In men’s and women’s basketball in particular, the league will have a totally different look to it this coming winter. In a hotly debated decision, the league decided to go the route of each team playing each other three times rather than the normal home and away each season. Other alternatives to the scheduling issue included teams continuing to play each other twice per season, but not only would that plan have shortened the Frontier’s season significantly, but it also would have left programs scrambling this past spring to add non-conference games to get up to the recommended 30 total games by the NAIA. And as hard as it has been for the Montana schools to get non-conference games in their home gyms, that alternative seemed too daunting, at least on somewhat short notice.

"With regards to conference games, our men's and women’s schedule definitely takes on a different look next year,” said veteran Northern head men’s coach Shawn Huse. “It is not easy to find a perfectly equal, simple solution when the number of teams has changed from an even number of eight, to an odd number of seven. As a league of basketball coaches, we all wanted something where we do not beat each other up too bad, yet does not leave us with even more non-conference games to find. Three games versus each other was the middle ground we went with. It will probably be something that gets revisited after we do the two-year cycle, but for now it is what it is and everyone will be playing it. Thus we feel our chances at ending on top are just as good as everyone else's with regards to that format. It should not provide any real advantage or disadvantage to any of our teams.”

Another alternative was to return the Frontier to its original schedule when there were no out-of-state teams, and Montana State-Billings, formerly Eastern Montana College, was still a member of the conference. That schedule was for teams to play each other four times per year, on back-to-back nights. In the 1980’s, that format was widely popular, and in Havre, the Armory Gymnasium would be packed full to watch the Lights and Skylights battle foes like Rocky Mountain College and Carroll College two nights in a row. However, that schedule would be difficult on the league’s last out-of-state member in all athletics — Lewis-Clark State College, and it would have also altered the non-conference schedule in various ways.

So, for the foreseeable future, the league will see its basketball members playing three times a year, which means, twice, certain schools will travel to other schools, while only hosting that school once in a season. In Northern’s case, this winter will see the MSU-N basketball teams travel to RMC and UM-Western twice, while hosting all of the other Frontier members twice. In the case of volleyball, the league decided to keep its home-and-away schedule, and play a 12-match season. That left the league’s volleyball members to add an additional non-conference tournament, and also keep its annual bye week in the middle of the conference season, something that has worked well for the volleyball playing schools in the Frontier.

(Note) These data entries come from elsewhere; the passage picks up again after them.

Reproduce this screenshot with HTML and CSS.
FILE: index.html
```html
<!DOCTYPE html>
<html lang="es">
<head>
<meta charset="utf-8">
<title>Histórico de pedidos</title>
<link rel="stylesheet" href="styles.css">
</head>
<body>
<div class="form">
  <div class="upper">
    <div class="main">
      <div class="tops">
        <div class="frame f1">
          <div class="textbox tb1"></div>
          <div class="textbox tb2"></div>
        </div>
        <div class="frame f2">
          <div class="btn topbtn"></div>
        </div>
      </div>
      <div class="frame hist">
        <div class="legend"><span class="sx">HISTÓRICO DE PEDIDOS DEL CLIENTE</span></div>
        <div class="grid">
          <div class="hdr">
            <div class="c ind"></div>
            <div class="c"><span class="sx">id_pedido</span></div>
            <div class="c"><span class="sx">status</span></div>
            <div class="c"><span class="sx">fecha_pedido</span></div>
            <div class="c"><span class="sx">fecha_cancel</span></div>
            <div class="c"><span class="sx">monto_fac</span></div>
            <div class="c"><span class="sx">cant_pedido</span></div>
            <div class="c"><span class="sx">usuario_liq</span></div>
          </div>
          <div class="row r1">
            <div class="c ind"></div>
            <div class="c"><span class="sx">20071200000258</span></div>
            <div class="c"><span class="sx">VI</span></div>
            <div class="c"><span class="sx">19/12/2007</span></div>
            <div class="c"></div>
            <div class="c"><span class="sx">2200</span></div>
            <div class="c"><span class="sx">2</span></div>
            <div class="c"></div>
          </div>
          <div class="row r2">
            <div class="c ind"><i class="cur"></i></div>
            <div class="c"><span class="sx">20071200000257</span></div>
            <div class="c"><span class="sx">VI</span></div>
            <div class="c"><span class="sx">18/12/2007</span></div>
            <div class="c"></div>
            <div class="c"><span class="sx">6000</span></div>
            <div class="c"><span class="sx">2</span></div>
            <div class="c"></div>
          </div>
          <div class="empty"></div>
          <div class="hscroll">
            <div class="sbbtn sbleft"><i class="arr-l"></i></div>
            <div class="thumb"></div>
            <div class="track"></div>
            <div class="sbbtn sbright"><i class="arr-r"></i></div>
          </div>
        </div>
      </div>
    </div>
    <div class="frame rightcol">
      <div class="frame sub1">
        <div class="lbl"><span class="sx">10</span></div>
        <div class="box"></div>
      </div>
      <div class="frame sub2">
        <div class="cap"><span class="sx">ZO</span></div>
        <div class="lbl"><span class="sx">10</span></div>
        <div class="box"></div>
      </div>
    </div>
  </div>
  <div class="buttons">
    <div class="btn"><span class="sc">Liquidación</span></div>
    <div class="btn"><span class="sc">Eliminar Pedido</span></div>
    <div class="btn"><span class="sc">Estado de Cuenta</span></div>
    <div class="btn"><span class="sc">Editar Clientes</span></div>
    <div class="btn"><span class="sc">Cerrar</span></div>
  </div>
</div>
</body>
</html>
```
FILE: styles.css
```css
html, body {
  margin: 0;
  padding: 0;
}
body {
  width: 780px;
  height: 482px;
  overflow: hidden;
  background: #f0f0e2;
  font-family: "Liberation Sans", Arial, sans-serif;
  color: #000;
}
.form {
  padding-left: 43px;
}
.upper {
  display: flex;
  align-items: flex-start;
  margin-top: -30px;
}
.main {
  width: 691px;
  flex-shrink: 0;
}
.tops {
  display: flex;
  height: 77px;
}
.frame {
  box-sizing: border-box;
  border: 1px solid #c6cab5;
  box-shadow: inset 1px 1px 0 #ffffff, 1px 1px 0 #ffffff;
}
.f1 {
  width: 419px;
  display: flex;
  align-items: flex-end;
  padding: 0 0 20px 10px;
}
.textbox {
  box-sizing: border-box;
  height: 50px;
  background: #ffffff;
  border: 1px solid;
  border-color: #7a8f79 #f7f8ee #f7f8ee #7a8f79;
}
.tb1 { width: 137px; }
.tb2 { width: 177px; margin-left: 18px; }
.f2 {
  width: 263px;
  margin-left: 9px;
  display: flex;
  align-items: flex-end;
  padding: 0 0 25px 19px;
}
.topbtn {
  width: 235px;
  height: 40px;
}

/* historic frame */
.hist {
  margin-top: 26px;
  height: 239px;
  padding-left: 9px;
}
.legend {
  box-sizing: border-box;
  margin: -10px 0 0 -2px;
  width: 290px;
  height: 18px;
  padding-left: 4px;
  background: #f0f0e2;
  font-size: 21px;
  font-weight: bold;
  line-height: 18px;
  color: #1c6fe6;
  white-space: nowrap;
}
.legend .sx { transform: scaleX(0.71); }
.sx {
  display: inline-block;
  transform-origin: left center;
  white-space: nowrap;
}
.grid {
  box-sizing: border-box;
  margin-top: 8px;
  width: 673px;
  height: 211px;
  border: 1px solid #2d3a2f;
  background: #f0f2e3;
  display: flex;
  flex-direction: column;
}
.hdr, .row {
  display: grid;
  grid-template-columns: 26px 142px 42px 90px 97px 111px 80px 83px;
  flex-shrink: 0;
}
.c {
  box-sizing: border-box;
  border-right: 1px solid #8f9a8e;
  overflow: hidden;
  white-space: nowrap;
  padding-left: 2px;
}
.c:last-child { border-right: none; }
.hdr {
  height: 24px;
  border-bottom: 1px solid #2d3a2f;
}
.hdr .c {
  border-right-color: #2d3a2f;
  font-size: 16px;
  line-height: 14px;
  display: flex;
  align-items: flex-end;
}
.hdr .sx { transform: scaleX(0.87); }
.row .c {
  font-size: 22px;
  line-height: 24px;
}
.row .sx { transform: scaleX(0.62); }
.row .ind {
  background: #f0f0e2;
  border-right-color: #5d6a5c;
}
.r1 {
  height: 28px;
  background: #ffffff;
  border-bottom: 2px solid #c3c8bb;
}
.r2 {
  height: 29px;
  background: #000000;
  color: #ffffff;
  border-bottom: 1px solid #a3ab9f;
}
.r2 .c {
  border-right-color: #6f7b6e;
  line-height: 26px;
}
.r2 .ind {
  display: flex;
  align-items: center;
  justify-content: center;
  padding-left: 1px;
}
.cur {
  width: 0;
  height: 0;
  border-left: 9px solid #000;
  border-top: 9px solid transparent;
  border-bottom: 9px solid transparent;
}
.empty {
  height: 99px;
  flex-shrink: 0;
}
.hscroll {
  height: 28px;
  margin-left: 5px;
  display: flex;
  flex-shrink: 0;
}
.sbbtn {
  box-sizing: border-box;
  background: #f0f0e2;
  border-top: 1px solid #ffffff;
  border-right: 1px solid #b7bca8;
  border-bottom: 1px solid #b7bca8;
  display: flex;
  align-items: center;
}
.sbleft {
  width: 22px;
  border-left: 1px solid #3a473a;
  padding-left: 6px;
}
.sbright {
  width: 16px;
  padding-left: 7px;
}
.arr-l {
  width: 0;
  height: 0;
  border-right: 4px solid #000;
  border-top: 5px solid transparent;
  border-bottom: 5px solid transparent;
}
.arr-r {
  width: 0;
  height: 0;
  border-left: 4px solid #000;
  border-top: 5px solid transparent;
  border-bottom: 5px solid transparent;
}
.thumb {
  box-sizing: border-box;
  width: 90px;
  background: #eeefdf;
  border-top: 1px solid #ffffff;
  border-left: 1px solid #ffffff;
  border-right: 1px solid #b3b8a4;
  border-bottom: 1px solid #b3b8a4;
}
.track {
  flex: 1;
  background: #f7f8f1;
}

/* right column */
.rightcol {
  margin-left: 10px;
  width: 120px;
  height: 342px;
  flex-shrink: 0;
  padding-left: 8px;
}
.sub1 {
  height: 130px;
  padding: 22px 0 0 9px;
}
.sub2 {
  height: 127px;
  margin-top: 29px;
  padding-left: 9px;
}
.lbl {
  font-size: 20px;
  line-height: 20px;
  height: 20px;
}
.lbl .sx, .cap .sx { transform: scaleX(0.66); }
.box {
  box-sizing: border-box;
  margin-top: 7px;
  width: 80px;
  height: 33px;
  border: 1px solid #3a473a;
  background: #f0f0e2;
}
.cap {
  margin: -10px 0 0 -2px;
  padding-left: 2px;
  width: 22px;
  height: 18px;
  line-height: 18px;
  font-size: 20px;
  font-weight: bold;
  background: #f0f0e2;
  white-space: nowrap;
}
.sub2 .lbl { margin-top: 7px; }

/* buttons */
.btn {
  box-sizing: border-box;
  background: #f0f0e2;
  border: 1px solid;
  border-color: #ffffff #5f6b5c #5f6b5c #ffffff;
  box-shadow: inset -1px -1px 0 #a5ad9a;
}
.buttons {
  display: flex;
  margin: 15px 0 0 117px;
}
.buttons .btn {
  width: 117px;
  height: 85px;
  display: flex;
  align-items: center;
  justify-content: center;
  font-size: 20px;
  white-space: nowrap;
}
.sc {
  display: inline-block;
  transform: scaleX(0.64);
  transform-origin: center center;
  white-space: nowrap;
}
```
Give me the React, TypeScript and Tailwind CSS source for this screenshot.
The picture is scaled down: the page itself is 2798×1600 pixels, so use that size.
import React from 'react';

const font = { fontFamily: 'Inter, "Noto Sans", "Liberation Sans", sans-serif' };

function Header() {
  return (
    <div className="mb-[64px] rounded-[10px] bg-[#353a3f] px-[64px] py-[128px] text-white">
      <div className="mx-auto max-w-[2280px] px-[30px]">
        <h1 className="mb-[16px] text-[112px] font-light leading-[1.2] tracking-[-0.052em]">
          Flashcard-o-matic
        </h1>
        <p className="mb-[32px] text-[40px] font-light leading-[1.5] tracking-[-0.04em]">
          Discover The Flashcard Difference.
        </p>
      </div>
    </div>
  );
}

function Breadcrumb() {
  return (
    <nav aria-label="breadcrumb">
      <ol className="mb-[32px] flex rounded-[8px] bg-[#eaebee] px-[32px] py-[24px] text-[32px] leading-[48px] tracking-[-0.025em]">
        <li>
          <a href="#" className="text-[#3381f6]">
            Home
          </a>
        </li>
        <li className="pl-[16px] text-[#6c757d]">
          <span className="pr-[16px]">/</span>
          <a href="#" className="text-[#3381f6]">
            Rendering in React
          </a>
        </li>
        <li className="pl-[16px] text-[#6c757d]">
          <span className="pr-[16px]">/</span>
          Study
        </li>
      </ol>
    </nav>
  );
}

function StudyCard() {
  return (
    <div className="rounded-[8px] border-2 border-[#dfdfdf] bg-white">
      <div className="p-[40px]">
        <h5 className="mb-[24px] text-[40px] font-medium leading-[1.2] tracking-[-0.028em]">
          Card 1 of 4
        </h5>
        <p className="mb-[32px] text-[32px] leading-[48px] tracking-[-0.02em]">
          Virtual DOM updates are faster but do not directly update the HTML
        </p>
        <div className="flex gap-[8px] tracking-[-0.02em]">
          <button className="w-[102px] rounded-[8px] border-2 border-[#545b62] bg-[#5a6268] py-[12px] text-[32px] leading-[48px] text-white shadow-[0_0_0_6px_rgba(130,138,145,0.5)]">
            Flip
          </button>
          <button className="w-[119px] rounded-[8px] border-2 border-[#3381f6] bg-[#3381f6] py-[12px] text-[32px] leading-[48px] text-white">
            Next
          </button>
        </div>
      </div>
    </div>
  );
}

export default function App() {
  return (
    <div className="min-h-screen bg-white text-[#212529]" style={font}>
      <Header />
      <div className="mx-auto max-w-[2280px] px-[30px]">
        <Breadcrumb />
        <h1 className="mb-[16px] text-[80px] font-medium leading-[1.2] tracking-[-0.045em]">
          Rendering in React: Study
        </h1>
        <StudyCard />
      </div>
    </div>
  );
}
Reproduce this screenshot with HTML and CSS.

And while the basketball schedule is most hurt by the departure of Westminster, and football has a strong balance of in-state and out-of-state teams right now, there is still a major elephant in the room, and that is the fate of Carroll College.

From an athletics standpoint, Carroll is the pinnacle of the Frontier, especially in football. However, the Great Northwest Athletic Conference, where MSU-B resides, has been courting Carroll for some time now, and in February 2014, then Carroll AD Bruce Parker was quoted in the Helena Independent Record as saying: “Carroll College is constantly evaluating what is best for our institution in all regards — academically, athletically and beyond. In regards to athletics, we have received a letter of encouragement and support from the commissioner of the Great Northwest Athletic Conference. We are in the exploratory phase in collecting and reviewing information both internally and externally to help better evaluate where we belong. Carroll College is exercising its due diligence in all facets of this process.

“We feel that the GNAC boasts an exemplary collection of schools and are flattered by their interest in our institution. At this time we are purely interested in taking time to examine how our affiliations align with our strategic plans.”

Parker eventually left Carroll to assume the same position at RMC, and Carroll just recently lost his replacement to Boise State. However, there is no doubt that the school is likely still exploring its options, and if it were to also bolt for NCAA DII, the league would be left in not only another scheduling quirk, but also without ones of its most visible and prestigious institutions, both academically and athletically.

Nevertheless, for the present time, Carroll is still a Frontier and NAIA power, but make no mistake, the Frontier continues to evolve and change, and nowhere will that be more evident than on the basketball court this winter when Westminster is noticeably absent.